BE SAFE and HAPPY STAY in the VIRTUAL WORLD.
#5 Ashvini G. Naik
I’ve always maintained and believed that kids absorb only from their role models; most of the time, it’s us – the parents. So whether it’s about being glued to a gadget, spending narcissistic time over posting one’s perfectly filtered picture or surfing a particular website, they learn all that from us.
Hence, according to my honest views, it’s best to take care of your own online activities first as you’re passively telling them what it’s like to be making your virtual presence felt.
So way before your son/daughter turns about 12-13 (before which according to me, he/she should NEVER have an email account or a social media profile), it will be great to talk to them about both the perks and perils of being on social media.

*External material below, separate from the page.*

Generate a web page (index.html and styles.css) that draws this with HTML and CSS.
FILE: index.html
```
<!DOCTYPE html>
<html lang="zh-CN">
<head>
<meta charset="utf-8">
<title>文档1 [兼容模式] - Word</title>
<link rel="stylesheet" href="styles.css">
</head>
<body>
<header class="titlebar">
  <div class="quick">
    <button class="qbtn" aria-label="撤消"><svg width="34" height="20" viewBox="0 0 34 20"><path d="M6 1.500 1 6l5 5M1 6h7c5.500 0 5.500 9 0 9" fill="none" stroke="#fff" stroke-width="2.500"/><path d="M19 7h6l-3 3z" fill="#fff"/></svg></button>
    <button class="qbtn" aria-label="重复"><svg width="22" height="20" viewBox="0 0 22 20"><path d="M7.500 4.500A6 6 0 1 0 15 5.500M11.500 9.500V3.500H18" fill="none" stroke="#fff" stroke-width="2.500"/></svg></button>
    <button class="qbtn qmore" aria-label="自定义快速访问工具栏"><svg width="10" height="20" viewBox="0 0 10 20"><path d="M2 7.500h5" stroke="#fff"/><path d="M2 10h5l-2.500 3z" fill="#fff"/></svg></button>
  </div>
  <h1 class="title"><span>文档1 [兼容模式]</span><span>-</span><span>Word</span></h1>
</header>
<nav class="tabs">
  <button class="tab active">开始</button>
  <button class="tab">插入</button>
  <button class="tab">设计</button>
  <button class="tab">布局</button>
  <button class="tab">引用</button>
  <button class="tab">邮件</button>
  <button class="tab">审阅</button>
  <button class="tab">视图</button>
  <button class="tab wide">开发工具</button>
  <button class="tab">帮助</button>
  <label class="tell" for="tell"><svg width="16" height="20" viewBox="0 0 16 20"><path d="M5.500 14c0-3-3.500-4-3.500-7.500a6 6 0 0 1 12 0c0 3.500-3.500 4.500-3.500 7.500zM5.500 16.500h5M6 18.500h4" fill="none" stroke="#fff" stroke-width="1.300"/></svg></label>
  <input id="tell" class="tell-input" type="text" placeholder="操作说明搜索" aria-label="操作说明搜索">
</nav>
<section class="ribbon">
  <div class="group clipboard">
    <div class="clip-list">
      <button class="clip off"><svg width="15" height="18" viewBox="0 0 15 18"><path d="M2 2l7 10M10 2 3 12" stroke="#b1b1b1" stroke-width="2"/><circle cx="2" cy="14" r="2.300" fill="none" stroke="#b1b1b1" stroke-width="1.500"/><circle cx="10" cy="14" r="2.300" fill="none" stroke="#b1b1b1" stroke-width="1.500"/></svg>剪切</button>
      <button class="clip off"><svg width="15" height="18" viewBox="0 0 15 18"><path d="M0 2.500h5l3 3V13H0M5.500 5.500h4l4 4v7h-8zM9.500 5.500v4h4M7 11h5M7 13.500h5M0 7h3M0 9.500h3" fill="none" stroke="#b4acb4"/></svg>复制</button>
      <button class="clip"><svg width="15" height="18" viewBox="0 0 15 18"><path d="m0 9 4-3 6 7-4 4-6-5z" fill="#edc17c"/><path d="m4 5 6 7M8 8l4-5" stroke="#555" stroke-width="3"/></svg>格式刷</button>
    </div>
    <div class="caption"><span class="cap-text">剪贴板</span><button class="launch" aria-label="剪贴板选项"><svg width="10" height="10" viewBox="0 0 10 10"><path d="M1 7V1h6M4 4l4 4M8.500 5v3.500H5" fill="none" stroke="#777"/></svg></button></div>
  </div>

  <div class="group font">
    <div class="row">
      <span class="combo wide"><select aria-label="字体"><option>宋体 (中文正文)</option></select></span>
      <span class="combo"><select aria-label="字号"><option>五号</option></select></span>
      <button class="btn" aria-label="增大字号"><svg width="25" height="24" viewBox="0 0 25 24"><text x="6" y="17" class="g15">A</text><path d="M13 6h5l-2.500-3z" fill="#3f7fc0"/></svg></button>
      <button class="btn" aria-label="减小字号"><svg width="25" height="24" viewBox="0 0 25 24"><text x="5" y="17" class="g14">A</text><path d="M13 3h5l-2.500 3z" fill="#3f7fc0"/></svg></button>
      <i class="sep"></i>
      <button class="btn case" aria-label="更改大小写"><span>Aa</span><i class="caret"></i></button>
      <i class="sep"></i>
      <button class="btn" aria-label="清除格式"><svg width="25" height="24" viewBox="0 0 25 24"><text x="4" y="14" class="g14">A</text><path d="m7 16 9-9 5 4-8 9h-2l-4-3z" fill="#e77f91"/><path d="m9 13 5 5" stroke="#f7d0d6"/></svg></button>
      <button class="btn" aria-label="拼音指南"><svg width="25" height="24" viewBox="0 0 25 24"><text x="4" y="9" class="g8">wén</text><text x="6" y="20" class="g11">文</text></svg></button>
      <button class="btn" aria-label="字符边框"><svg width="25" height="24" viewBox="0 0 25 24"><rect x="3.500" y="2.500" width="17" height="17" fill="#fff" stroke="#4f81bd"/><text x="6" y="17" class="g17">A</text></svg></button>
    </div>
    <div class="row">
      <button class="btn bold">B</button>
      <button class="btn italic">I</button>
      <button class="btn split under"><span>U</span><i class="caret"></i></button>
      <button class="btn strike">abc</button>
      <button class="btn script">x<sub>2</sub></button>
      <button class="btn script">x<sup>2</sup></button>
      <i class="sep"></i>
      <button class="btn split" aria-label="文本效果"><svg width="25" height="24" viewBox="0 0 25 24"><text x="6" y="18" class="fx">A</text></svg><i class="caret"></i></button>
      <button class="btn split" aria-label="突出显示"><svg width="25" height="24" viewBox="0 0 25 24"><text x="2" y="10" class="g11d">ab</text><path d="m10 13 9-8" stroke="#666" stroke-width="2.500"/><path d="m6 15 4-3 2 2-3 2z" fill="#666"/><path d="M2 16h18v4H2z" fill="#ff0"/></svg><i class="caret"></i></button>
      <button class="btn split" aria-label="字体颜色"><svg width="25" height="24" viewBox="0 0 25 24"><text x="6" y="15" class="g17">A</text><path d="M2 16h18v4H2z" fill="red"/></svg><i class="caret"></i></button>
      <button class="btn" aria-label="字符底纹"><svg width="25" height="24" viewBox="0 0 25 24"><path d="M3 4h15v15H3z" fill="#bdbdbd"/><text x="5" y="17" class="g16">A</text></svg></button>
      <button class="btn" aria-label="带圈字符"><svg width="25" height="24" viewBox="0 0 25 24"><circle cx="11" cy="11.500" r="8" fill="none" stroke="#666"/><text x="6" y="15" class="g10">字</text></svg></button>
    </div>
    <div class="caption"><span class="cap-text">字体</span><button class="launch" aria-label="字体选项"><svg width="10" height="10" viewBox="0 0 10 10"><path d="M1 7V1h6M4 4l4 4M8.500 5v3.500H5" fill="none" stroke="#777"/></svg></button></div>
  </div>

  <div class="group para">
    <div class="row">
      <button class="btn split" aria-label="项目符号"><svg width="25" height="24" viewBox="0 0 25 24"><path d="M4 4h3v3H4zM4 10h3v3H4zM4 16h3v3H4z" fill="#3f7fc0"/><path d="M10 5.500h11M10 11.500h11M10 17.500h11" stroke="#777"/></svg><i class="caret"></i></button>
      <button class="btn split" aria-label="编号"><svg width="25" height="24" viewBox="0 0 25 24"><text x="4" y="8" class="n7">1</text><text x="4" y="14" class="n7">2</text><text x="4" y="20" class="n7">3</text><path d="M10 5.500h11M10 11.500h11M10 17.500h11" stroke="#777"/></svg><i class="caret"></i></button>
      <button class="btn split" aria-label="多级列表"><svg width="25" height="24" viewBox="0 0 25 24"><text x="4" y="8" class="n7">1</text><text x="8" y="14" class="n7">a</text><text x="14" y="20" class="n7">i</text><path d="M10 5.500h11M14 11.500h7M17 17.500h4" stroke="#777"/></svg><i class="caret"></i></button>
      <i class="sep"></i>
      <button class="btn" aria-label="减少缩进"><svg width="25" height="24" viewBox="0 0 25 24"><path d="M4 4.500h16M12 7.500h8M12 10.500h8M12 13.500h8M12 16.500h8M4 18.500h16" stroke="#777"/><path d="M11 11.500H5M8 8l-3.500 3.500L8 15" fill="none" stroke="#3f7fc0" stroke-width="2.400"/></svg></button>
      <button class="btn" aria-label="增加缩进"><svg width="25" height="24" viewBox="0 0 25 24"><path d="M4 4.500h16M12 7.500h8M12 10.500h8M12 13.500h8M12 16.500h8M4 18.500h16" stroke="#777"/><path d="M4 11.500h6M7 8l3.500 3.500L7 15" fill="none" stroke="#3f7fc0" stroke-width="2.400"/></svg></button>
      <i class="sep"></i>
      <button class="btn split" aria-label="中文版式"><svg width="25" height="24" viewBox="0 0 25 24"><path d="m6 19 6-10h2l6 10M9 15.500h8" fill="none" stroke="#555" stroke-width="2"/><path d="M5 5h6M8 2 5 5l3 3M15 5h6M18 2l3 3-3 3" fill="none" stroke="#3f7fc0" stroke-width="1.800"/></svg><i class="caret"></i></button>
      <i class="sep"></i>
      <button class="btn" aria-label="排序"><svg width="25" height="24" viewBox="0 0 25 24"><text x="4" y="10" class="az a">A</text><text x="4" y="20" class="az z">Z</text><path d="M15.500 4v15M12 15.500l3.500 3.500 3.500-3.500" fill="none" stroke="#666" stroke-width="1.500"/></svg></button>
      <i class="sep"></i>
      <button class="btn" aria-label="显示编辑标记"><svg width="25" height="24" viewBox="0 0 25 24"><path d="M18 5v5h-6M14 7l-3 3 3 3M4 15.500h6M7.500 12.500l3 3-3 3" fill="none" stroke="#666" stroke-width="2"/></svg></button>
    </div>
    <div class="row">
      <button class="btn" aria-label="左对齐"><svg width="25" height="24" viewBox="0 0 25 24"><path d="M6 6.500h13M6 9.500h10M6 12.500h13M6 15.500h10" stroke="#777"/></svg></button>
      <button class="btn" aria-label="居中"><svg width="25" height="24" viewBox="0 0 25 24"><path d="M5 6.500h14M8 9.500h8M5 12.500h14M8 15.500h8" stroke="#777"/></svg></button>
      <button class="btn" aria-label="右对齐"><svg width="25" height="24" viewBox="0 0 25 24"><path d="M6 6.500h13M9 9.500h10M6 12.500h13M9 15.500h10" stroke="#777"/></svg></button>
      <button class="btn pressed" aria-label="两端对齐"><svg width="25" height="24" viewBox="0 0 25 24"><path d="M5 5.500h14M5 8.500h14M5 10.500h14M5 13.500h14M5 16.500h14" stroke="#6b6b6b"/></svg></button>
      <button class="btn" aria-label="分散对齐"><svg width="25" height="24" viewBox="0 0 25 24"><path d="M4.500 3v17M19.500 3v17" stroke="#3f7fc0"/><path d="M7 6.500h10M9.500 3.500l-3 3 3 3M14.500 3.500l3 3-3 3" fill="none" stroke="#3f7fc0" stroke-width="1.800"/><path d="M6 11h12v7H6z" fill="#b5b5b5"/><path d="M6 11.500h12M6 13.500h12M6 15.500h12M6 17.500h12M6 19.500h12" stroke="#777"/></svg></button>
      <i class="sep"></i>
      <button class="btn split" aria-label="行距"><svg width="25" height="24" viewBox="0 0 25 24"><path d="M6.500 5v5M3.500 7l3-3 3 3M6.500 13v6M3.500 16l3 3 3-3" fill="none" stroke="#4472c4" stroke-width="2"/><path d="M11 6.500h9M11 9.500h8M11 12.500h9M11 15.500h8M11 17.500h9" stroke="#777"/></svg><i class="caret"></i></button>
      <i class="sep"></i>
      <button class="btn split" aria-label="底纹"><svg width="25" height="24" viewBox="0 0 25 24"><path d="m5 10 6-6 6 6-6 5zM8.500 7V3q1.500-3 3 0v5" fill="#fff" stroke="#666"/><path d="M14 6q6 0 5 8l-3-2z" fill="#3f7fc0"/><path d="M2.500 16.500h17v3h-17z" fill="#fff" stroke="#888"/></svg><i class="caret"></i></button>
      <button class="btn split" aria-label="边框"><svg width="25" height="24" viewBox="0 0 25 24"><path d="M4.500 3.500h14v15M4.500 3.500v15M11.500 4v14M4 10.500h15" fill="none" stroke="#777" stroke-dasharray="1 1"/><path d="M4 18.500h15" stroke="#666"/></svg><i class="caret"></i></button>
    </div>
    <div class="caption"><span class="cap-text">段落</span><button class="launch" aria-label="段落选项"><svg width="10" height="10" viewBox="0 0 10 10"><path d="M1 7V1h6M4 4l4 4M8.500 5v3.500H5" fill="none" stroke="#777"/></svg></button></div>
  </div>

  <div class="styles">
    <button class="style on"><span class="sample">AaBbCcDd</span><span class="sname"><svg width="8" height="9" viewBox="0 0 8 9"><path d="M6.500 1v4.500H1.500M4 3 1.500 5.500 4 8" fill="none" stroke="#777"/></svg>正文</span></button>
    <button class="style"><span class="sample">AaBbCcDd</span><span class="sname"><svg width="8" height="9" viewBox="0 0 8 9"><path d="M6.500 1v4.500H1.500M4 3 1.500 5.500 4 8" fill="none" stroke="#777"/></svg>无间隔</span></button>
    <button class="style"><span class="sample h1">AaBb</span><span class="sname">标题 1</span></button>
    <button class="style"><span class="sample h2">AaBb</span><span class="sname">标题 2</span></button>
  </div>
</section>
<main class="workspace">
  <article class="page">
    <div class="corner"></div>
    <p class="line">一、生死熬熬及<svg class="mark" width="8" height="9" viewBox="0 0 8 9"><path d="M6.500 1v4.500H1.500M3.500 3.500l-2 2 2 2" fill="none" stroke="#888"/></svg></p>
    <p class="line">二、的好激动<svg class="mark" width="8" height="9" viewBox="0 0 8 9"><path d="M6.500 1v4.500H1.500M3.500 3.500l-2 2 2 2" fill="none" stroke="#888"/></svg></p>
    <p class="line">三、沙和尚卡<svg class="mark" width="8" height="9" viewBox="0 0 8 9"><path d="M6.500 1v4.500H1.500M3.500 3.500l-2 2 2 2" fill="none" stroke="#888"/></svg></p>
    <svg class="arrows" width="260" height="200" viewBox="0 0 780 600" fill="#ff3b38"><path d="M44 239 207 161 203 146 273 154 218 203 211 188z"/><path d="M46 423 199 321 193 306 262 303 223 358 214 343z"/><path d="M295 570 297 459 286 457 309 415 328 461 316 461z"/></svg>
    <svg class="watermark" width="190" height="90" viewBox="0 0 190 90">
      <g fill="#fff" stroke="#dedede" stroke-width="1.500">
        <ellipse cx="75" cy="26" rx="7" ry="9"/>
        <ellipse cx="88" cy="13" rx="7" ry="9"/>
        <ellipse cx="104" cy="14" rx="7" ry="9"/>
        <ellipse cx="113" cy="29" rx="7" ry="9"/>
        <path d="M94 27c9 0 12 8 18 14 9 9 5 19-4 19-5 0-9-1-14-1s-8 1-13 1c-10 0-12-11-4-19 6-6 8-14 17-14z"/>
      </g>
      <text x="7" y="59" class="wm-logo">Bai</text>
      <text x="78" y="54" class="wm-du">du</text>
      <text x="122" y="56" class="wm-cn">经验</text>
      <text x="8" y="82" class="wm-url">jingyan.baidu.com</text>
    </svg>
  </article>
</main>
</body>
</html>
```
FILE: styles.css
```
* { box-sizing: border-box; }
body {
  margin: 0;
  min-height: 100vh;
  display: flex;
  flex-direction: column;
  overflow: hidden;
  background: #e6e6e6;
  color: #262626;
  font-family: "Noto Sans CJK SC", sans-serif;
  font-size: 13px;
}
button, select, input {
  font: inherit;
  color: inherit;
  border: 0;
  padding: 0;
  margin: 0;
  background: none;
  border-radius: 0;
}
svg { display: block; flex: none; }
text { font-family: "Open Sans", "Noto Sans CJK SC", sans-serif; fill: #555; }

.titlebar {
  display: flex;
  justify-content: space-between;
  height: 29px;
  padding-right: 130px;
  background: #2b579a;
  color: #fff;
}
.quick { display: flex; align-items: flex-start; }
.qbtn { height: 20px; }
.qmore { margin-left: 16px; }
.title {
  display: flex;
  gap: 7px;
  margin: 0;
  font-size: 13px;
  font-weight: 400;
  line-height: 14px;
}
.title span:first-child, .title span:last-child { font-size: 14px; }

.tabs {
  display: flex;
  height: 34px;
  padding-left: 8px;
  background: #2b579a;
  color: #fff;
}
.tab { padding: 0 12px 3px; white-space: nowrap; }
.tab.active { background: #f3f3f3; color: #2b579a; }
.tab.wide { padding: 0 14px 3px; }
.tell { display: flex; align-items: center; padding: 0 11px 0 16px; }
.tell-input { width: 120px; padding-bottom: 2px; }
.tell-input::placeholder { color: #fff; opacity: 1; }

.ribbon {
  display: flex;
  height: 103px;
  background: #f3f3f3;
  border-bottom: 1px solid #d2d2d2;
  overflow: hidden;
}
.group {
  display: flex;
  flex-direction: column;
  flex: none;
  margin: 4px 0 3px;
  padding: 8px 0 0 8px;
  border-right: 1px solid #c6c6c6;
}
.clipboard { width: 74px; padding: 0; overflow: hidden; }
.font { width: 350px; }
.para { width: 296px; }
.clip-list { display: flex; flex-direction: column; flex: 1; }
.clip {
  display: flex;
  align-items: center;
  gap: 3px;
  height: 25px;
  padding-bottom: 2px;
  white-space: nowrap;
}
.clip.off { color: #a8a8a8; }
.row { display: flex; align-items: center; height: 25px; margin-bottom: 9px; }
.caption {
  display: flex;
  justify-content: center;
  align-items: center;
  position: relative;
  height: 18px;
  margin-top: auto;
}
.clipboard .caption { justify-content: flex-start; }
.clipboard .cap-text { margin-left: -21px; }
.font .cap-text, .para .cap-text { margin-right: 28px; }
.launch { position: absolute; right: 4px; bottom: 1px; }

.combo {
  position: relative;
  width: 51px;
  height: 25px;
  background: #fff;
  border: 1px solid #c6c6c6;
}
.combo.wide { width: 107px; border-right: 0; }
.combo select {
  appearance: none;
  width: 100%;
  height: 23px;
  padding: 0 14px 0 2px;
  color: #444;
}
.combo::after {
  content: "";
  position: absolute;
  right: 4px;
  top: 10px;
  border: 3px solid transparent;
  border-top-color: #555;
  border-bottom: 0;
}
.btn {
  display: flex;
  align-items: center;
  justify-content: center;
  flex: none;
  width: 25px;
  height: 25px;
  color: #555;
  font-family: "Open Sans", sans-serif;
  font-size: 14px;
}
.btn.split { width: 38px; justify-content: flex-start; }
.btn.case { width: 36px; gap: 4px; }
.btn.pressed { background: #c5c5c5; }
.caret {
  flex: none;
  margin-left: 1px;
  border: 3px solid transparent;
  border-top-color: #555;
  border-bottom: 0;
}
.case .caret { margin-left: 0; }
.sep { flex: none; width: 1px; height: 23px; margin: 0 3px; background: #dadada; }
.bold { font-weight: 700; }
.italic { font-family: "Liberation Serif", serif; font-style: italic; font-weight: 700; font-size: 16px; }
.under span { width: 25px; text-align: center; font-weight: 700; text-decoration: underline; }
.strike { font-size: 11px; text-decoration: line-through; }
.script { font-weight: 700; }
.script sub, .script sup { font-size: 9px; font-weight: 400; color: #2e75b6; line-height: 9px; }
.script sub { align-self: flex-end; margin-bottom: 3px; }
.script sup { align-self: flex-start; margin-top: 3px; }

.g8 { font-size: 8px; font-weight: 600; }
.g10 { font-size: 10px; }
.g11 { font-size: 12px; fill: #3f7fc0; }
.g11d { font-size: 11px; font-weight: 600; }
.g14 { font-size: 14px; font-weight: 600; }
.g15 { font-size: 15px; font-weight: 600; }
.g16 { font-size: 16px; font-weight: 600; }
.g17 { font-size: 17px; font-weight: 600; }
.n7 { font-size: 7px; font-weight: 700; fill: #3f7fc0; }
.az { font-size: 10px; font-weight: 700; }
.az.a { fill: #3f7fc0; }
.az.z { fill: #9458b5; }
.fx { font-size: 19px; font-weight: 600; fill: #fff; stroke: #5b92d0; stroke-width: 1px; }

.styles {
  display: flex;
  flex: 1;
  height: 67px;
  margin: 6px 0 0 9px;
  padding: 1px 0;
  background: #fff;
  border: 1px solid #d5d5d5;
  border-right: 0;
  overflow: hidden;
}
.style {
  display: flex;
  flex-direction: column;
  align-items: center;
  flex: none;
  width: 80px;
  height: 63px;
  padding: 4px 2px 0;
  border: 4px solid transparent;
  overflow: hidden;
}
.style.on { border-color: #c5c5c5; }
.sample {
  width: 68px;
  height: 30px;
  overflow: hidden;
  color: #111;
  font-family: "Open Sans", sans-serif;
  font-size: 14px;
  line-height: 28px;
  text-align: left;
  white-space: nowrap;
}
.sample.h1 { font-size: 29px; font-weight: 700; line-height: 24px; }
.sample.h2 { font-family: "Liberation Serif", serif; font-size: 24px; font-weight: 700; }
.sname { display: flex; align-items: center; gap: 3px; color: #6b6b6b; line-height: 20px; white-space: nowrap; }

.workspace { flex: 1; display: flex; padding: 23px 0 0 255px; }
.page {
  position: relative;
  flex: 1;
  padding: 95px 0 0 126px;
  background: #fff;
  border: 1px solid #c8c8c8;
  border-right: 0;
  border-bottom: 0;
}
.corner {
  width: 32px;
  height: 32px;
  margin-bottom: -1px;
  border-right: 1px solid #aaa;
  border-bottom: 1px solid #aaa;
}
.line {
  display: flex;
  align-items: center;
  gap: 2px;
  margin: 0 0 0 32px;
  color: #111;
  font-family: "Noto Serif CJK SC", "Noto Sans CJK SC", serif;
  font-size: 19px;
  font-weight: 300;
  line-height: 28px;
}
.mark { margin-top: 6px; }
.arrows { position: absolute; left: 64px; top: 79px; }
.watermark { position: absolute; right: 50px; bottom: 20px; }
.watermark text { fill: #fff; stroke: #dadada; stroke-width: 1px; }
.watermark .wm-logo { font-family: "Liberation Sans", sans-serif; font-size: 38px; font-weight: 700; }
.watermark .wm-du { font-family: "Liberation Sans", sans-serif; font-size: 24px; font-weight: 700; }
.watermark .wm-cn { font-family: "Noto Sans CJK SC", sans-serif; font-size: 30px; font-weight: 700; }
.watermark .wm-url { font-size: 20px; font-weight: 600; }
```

Tell them precisely about strangers, online impersonators, fake accounts, predators and hackers just the way you sensitively discuss robbers and kidnappers with them at a younger age; so that they know how to stay wary of these nasty people.
Similarly, stay cautious over accepting friend requests from unknown people or even those whom you share mutual friends with. You never know if that’s actually a trap they’re laying down for your kid. Many paedophiles (a person sexually attracted to children) have been found to be sharing online connections with the victim’s parents only to find out that they never knew them in person.
Another major responsibility that you owe to your child is letting him/her feel safe and respectable by NOT sharing their photos or videos (or even name) online, specially on Instagram where the privacy quotient is way lesser than those of the other media.
And finally, discuss about sex with your tweens before you patrol or spy on them to catch them watching porn.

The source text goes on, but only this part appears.